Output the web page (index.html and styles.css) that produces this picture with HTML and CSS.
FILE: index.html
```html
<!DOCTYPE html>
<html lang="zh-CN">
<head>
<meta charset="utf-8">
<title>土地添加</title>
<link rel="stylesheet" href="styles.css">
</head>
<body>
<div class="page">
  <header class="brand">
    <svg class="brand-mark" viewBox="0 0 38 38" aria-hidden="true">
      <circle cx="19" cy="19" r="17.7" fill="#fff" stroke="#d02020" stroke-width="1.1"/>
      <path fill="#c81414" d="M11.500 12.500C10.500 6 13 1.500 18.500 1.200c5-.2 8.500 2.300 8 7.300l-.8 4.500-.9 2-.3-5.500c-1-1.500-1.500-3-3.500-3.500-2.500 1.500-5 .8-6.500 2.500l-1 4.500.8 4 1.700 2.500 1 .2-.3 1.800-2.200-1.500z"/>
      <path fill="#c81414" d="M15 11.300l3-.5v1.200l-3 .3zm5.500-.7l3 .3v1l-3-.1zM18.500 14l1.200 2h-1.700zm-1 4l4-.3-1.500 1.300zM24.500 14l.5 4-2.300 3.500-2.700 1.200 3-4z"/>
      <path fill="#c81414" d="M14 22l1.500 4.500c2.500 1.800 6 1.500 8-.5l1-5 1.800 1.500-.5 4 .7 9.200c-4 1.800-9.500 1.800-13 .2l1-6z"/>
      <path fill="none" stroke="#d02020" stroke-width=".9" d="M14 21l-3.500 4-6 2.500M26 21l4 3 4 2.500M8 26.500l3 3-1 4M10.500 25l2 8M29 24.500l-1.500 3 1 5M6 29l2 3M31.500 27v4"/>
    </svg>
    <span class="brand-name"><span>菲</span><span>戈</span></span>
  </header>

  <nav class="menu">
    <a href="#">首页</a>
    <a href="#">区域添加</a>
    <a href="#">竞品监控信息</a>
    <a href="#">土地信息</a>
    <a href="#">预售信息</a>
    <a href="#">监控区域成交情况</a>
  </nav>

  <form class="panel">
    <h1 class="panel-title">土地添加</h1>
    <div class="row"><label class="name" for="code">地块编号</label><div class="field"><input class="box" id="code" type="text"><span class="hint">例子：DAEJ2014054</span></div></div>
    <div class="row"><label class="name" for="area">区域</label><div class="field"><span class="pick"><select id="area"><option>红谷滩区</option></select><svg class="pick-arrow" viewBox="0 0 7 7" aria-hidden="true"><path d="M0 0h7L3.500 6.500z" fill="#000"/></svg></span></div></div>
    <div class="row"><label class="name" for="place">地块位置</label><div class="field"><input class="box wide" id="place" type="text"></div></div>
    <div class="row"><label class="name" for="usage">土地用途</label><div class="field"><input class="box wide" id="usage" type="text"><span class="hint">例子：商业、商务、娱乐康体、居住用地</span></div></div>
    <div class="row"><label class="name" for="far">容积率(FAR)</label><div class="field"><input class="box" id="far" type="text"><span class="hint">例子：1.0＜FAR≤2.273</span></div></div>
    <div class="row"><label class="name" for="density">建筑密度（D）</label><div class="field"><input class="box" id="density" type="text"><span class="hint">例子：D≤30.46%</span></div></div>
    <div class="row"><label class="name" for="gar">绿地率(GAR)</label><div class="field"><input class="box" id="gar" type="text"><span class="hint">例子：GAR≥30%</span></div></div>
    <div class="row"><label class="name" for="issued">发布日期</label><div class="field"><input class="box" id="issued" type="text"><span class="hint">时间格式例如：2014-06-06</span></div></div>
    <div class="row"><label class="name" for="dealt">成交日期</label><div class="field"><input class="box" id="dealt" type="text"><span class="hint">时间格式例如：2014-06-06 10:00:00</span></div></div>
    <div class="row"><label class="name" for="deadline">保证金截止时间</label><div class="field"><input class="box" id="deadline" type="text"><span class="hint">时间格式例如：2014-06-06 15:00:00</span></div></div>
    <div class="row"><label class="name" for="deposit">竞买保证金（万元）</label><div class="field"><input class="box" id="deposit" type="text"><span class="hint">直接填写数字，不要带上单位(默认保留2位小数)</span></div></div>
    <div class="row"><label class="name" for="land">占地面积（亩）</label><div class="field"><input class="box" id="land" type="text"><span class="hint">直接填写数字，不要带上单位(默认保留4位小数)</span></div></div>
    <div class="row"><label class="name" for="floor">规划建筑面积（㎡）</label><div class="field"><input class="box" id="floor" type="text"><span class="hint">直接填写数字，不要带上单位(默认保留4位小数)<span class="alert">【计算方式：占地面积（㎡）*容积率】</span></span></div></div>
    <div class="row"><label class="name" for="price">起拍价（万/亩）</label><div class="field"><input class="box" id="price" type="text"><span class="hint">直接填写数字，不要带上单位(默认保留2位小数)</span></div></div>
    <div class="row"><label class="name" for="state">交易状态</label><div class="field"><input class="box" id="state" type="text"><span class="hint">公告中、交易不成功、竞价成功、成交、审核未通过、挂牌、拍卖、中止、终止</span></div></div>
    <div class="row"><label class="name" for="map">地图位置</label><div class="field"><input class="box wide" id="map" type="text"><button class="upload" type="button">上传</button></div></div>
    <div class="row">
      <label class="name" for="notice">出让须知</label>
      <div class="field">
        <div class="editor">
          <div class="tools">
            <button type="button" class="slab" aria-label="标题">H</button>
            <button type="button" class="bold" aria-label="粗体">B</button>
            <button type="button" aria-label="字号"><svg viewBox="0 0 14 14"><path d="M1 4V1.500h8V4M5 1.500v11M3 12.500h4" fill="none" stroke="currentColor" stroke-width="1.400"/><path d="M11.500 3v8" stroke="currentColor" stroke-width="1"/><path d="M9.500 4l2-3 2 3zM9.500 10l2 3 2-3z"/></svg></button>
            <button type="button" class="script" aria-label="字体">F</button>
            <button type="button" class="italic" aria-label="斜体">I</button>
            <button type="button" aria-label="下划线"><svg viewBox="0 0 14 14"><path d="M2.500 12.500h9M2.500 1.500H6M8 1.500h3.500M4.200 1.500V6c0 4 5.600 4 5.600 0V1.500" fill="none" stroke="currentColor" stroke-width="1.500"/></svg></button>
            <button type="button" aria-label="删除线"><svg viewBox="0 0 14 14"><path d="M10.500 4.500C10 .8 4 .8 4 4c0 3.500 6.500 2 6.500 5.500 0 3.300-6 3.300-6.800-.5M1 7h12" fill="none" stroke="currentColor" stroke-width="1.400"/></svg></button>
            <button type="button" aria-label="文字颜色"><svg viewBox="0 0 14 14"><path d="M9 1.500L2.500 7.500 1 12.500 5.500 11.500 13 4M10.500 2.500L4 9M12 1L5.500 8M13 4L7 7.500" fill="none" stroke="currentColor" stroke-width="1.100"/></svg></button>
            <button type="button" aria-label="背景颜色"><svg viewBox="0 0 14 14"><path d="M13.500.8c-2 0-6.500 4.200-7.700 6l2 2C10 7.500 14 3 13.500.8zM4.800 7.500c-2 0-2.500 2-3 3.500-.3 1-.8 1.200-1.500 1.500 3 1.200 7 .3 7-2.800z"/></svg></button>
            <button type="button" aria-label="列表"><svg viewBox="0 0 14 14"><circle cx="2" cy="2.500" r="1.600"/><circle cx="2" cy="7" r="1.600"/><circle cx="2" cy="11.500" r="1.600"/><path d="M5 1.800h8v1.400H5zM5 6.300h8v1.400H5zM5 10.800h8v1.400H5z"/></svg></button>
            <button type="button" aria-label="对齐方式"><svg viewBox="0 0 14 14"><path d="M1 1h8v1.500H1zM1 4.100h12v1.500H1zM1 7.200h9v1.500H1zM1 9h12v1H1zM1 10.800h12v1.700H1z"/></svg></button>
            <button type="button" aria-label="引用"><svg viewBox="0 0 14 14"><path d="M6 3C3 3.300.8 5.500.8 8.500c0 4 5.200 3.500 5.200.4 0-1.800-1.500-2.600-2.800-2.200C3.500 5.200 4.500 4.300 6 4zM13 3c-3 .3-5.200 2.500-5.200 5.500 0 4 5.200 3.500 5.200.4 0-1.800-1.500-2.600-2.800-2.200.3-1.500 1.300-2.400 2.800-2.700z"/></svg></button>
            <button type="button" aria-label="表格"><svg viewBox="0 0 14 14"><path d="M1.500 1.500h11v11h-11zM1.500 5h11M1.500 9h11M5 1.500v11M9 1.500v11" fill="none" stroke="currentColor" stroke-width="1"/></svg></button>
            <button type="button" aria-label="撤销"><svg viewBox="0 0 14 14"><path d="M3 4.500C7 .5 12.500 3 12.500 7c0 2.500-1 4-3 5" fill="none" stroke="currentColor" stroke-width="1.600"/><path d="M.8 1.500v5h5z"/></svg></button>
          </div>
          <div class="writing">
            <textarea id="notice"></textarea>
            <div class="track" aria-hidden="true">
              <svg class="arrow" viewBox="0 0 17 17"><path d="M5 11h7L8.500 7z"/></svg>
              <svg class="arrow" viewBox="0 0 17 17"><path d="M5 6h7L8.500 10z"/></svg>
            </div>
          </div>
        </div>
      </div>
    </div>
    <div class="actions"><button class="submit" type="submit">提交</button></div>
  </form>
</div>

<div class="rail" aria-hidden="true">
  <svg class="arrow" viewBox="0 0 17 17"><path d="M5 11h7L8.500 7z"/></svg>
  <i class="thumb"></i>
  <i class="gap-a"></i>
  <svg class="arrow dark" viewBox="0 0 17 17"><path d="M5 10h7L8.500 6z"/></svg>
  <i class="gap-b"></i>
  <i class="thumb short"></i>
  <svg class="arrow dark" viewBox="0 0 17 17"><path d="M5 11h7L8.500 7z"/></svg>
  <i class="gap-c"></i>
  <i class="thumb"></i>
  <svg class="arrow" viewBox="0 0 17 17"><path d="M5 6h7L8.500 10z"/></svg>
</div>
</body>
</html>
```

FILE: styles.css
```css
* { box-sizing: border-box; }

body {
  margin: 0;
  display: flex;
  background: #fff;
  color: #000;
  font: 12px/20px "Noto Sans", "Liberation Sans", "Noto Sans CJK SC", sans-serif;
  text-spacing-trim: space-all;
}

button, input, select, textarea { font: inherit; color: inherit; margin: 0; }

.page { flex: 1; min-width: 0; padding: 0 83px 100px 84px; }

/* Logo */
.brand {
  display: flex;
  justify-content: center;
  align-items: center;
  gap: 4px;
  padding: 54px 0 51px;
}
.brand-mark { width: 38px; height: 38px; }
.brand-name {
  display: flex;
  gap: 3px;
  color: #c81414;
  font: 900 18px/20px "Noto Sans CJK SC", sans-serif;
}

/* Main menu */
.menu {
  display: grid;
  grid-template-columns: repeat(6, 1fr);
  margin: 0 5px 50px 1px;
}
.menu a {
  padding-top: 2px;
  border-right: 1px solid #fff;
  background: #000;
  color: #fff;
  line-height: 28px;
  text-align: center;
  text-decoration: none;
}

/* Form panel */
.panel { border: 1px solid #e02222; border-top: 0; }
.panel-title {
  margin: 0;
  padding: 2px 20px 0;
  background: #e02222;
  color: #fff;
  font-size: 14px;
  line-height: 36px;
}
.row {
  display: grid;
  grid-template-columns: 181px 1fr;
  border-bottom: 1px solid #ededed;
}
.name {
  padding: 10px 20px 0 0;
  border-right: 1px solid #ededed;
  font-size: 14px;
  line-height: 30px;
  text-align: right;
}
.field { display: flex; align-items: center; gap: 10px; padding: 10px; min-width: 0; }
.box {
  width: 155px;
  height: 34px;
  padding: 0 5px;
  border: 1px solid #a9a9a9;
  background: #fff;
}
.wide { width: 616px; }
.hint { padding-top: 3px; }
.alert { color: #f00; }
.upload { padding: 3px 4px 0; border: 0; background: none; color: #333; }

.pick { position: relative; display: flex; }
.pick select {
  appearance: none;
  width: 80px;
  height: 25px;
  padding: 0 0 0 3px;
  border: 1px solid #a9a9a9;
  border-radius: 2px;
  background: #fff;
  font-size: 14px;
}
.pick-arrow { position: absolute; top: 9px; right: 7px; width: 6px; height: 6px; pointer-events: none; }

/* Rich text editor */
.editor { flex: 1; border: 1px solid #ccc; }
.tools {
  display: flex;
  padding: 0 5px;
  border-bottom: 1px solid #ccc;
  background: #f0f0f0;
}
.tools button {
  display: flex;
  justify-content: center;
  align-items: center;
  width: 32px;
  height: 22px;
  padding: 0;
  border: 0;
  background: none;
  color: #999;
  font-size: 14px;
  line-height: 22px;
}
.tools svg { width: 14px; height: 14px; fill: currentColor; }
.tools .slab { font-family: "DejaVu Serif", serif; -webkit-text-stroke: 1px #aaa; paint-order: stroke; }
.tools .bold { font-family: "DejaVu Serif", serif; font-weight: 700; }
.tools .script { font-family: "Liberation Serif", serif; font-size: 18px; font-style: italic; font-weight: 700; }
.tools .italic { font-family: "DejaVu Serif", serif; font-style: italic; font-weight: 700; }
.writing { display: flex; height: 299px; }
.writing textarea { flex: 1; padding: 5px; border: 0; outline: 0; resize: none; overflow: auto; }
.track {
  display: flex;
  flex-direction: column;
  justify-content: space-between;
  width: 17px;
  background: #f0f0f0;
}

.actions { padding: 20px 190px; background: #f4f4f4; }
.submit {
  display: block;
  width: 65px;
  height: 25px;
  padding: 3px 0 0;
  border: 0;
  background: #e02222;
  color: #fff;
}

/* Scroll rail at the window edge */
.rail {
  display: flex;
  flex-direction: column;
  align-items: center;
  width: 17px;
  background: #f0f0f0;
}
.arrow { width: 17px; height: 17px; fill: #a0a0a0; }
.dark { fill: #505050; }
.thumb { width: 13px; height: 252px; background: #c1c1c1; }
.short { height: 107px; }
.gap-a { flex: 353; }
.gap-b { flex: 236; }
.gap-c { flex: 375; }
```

□ □ □

REQUIRED TASK:
In how many lines does the word "page" appear? Respond with the number alone.

OUTPUT:
3